Upon command, the returned target tables are always locked for exclusive access. If the DEFERRED qualifier is specified, the truncation phase of the operation does not occur until transaction COMMIT. Specifically, foreign dependent tables with non-ON DELETE CASCADE reference constraints are only locked for protected write.

Because these tables are not being physically dismantled, reads can be allowed without blocking on the empty table. The protected write lock prevents insertion of new rows that might have a valid reference on a table with an imminent truncation.

If the CASCADE qualifier is specified, then the target table is locked as well as referencing tables with foreign key constraints that depend on the target table. The locking protocol works in a top-down fashion, locking the target table first followed by the referencing tables and recursively applied to those referencing tables with ON DELETE CASCADE foreign key constraints. This is referred to as a dependent table tree hierarchy.

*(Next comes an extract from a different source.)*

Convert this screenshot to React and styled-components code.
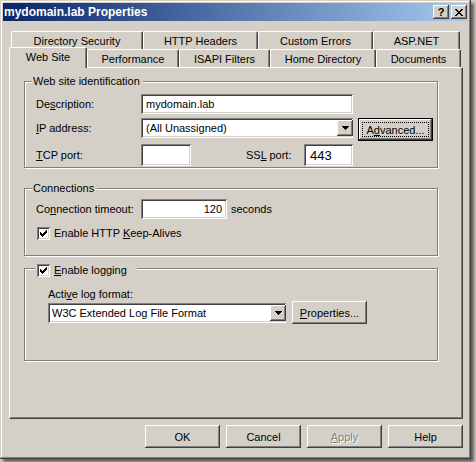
import React from 'react';
import styled, { createGlobalStyle, css } from 'styled-components';

const GlobalStyle = createGlobalStyle`
  html, body {
    margin: 0;
    padding: 0;
    background: #D4D0C8;
  }
  body {
    font-family: "Liberation Sans", Arial, sans-serif;
    font-size: 11px;
    color: #000;
  }
`;

const raised = css`
  box-shadow: inset -1px -1px #404040, inset 1px 1px #fff, inset -2px -2px #808080, inset 2px 2px #D4D0C8;
`;

const sunken = css`
  box-shadow: inset 1px 1px #808080, inset -1px -1px #fff, inset 2px 2px #404040, inset -2px -2px #D4D0C8;
`;

const Screen = styled.div`
  width: 476px;
  height: 462px;
  overflow: hidden;
  background: #D4D0C8;
`;

const Window = styled.div`
  box-sizing: border-box;
  width: 471px;
  height: 459px;
  padding: 3px;
  background: #D4D0C8;
  display: flex;
  flex-direction: column;
  box-shadow: inset -1px -1px #404040, inset 1px 1px #D4D0C8, inset -2px -2px #808080, inset 2px 2px #fff,
    3px 3px 3px rgba(0, 0, 0, 0.55);
`;

const TitleBar = styled.div`
  height: 18px;
  display: flex;
  align-items: center;
  padding: 0 1px 0 1px;
  background: linear-gradient(to right, #0A246A, #A6CAF0);
  color: #fff;
  font-weight: bold;
  font-size: 12px;
`;

const Title = styled.span`
  flex: 1;
  white-space: nowrap;
`;

const CaptionButton = styled.div`
  box-sizing: border-box;
  width: 16px;
  height: 14px;
  margin-left: 2px;
  background: #D4D0C8;
  color: #000;
  display: flex;
  align-items: center;
  justify-content: center;
  font-weight: bold;
  font-size: 11px;
  ${raised}
`;

const Body = styled.div`
  flex: 1;
  display: flex;
  flex-direction: column;
  padding: 10px 5px 0 6px;
`;

const TabRow = styled.div`
  display: flex;
  align-items: flex-start;
  height: 18px;
  padding-left: ${p => p.$indent || 0}px;
`;

const Tab = styled.div`
  box-sizing: border-box;
  flex-shrink: 0;
  width: ${p => p.$w}px;
  height: ${p => (p.$active ? 21 : 18)}px;
  margin-top: ${p => (p.$active ? -2 : 0)}px;
  padding-bottom: ${p => (p.$active ? 2 : 0)}px;
  display: flex;
  align-items: center;
  justify-content: center;
  background: #D4D0C8;
  border-top: 1px solid #fff;
  border-left: 1px solid #fff;
  border-right: 1px solid #404040;
  border-radius: 2px 2px 0 0;
  box-shadow: inset -1px 0 #808080;
  white-space: nowrap;
  ${p => p.$active && css`
    position: relative;
    z-index: 1;
  `}
`;

const Panel = styled.div`
  box-sizing: border-box;
  width: 454px;
  height: 352px;
  border-top: 1px solid #fff;
  border-left: 1px solid #fff;
  border-right: 1px solid #404040;
  border-bottom: 1px solid #404040;
  box-shadow: inset -1px -1px #808080;
  padding: 13px 0 0 14px;
`;

const Group = styled.div`
  position: relative;
  box-sizing: border-box;
  width: 414px;
  height: ${p => p.$h}px;
  margin-top: ${p => p.$mt || 0}px;
  padding: ${p => p.$pt}px 0 0 ${p => p.$pl}px;
  border: 1px solid #808080;
  box-shadow: inset 1px 1px #fff, 1px 1px #fff;
`;

const Legend = styled.div`
  position: absolute;
  top: ${p => p.$top ?? -7}px;
  left: ${p => p.$left ?? 7}px;
  height: 13px;
  line-height: 13px;
  display: flex;
  align-items: center;
  gap: 4px;
  padding: 0 ${p => p.$pr ?? 3}px 0 ${p => p.$pl ?? 1}px;
  background: #D4D0C8;
  white-space: nowrap;
`;

const Row = styled.div`
  display: flex;
  align-items: ${p => p.$align || 'center'};
  height: ${p => p.$h}px;
  margin-top: ${p => p.$mt || 0}px;
`;

const Label = styled.span`
  flex-shrink: 0;
  width: ${p => (p.$w ? `${p.$w}px` : 'auto')};
  margin-left: ${p => p.$ml || 0}px;
  margin-top: ${p => p.$mt || 0}px;
  line-height: 13px;
  white-space: nowrap;
`;

const TextBox = styled.div`
  box-sizing: border-box;
  flex-shrink: 0;
  width: ${p => p.$w}px;
  height: ${p => p.$h || 20}px;
  margin-left: ${p => p.$ml || 0}px;
  margin-top: ${p => p.$mt || 0}px;
  padding: 0 ${p => p.$pr ?? 4}px 0 ${p => p.$pl ?? 5}px;
  background: #fff;
  display: flex;
  align-items: center;
  justify-content: ${p => (p.$right ? 'flex-end' : 'flex-start')};
  font-size: ${p => p.$fs || 11}px;
  white-space: nowrap;
  ${sunken}
`;

const ComboText = styled.span`
  flex: 1;
`;

const DropButton = styled.div`
  box-sizing: border-box;
  width: 16px;
  height: 16px;
  margin-right: -2px;
  background: #D4D0C8;
  display: flex;
  align-items: center;
  justify-content: center;
  ${raised}
`;

const Button = styled.div`
  position: relative;
  box-sizing: border-box;
  flex-shrink: 0;
  width: 75px;
  height: 23px;
  margin-left: ${p => p.$ml || 0}px;
  background: #D4D0C8;
  display: flex;
  align-items: center;
  justify-content: center;
  white-space: nowrap;
  color: ${p => (p.$disabled ? '#808080' : '#000')};
  text-shadow: ${p => (p.$disabled ? '1px 1px #fff' : 'none')};
  ${raised}
  ${p => p.$default && css`
    border: 1px solid #000;
    box-shadow: inset -1px -1px #404040, inset 1px 1px #fff, inset -2px -2px #808080;
    &::after {
      content: '';
      position: absolute;
      inset: 3px;
      border: 1px dotted #000;
    }
  `}
`;

const CheckBox = styled.span`
  box-sizing: border-box;
  flex-shrink: 0;
  width: 13px;
  height: 13px;
  margin-left: ${p => p.$ml || 0}px;
  background: #fff;
  display: flex;
  align-items: center;
  justify-content: center;
  ${sunken}
`;

const CheckLabel = styled.span`
  margin-left: 4px;
  line-height: 13px;
  white-space: nowrap;
`;

const ButtonBar = styled.div`
  display: flex;
  justify-content: flex-end;
  gap: 6px;
  margin-top: 6px;
`;

const CHECK = [[6], [5, 6], [0, 4, 5, 6], [0, 1, 3, 4, 5], [0, 1, 2, 3, 4], [1, 2, 3], [2]];
const CLOSE = [[0, 1, 6, 7], [1, 2, 5, 6], [2, 3, 4, 5], [3, 4], [2, 3, 4, 5], [1, 2, 5, 6], [0, 1, 6, 7]];

const Pixels = ({ rows, w }) => (
  <svg width={w} height={rows.length} viewBox={`0 0 ${w} ${rows.length}`} shapeRendering="crispEdges">
    {rows.flatMap((xs, y) => xs.map(x => <rect key={`${x}-${y}`} x={x} y={y} width="1" height="1" fill="#000" />))}
  </svg>
);

const Arrow = () => (
  <svg width="7" height="4" viewBox="0 0 7 4" shapeRendering="crispEdges">
    <rect x="0" y="0" width="7" height="1" fill="#000" />
    <rect x="1" y="1" width="5" height="1" fill="#000" />
    <rect x="2" y="2" width="3" height="1" fill="#000" />
    <rect x="3" y="3" width="1" height="1" fill="#000" />
  </svg>
);

const Check = ({ ml }) => (
  <CheckBox $ml={ml}>
    <Pixels rows={CHECK} w={7} />
  </CheckBox>
);

const Combo = ({ w, ml, mt, pl, children }) => (
  <TextBox $w={w} $ml={ml} $mt={mt} $pl={pl} $pr={2}>
    <ComboText>{children}</ComboText>
    <DropButton>
      <Arrow />
    </DropButton>
  </TextBox>
);

const backTabs = [
  ['Directory Security', 132],
  ['HTTP Headers', 115],
  ['Custom Errors', 115],
  ['ASP.NET', 87],
];

const frontTabs = [
  ['Web Site', 78, true],
  ['Performance', 92],
  ['ISAPI Filters', 91],
  ['Home Directory', 106],
  ['Documents', 85],
];

export default function App() {
  return (
    <Screen>
      <GlobalStyle />
      <Window>
        <TitleBar>
          <Title>mydomain.lab Properties</Title>
          <CaptionButton>?</CaptionButton>
          <CaptionButton>
            <Pixels rows={CLOSE} w={8} />
          </CaptionButton>
        </TitleBar>

        <Body>
          <TabRow $indent={2}>
            {backTabs.map(([name, w]) => (
              <Tab key={name} $w={w}>{name}</Tab>
            ))}
          </TabRow>
          <TabRow>
            {frontTabs.map(([name, w, active]) => (
              <Tab key={name} $w={w} $active={active}>{name}</Tab>
            ))}
          </TabRow>

          <Panel>
            <Group $h={87} $pt={12} $pl={11}>
              <Legend>Web site identification</Legend>
              <Row $h={20}>
                <Label $w={105}>De<u>s</u>cription:</Label>
                <TextBox $w={212}>mydomain.lab</TextBox>
              </Row>
              <Row $h={23} $mt={4} $align="flex-start">
                <Label $w={105} $mt={4}><u>I</u>P address:</Label>
                <Combo w={212}>(All Unassigned)</Combo>
                <Button $default $ml={5}>A<u>d</u>vanced...</Button>
              </Row>
              <Row $h={22} $mt={3}>
                <Label $w={105}><u>T</u>CP port:</Label>
                <TextBox $w={50} $h={22} />
                <Label $ml={55} $w={58}>SS<u>L</u> port:</Label>
                <TextBox $w={49} $h={22} $pl={6} $fs={13}>443</TextBox>
              </Row>
            </Group>

            <Group $h={68} $mt={20} $pt={10} $pl={11}>
              <Legend>Connections</Legend>
              <Row $h={20}>
                <Label $w={105}>Co<u>n</u>nection timeout:</Label>
                <TextBox $w={86} $right $pr={5}>120</TextBox>
                <Label $ml={4}>seconds</Label>
              </Row>
              <Row $h={13} $mt={8}>
                <Check ml={1} />
                <CheckLabel>Enable HTTP <u>K</u>eep-Alives</CheckLabel>
              </Row>
            </Group>

            <Group $h={93} $mt={12} $pt={19} $pl={23}>
              <Legend $top={-5} $left={10} $pl={2} $pr={10}>
                <CheckBox>
                  <Pixels rows={CHECK} w={7} />
                </CheckBox>
                <span><u>E</u>nable logging</span>
              </Legend>
              <Label>Acti<u>v</u>e log format:</Label>
              <Row $h={23} $align="flex-start">
                <Combo w={238} mt={2} pl={4}>W3C Extended Log File Format</Combo>
                <Button $ml={6}><u>P</u>roperties...</Button>
              </Row>
            </Group>
          </Panel>

          <ButtonBar>
            <Button>OK</Button>
            <Button>Cancel</Button>
            <Button $disabled><u>A</u>pply</Button>
            <Button>Help</Button>
          </ButtonBar>
        </Body>
      </Window>
    </Screen>
  );
}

The truncation protocol works in a bottom-up fashion. First, it truncates foreign dependent tables, this prevents dangling foreign key references if the total execution fails unexpectedly before completion. During this phase, all table data, index and blob storage is released back to the database for reuse. Once the tables have been truncated, the table locks are downgraded to the level they would have acquired for normal write access. For a consistency mode transaction this is protected write. For a concurrency mode transaction this is shared write.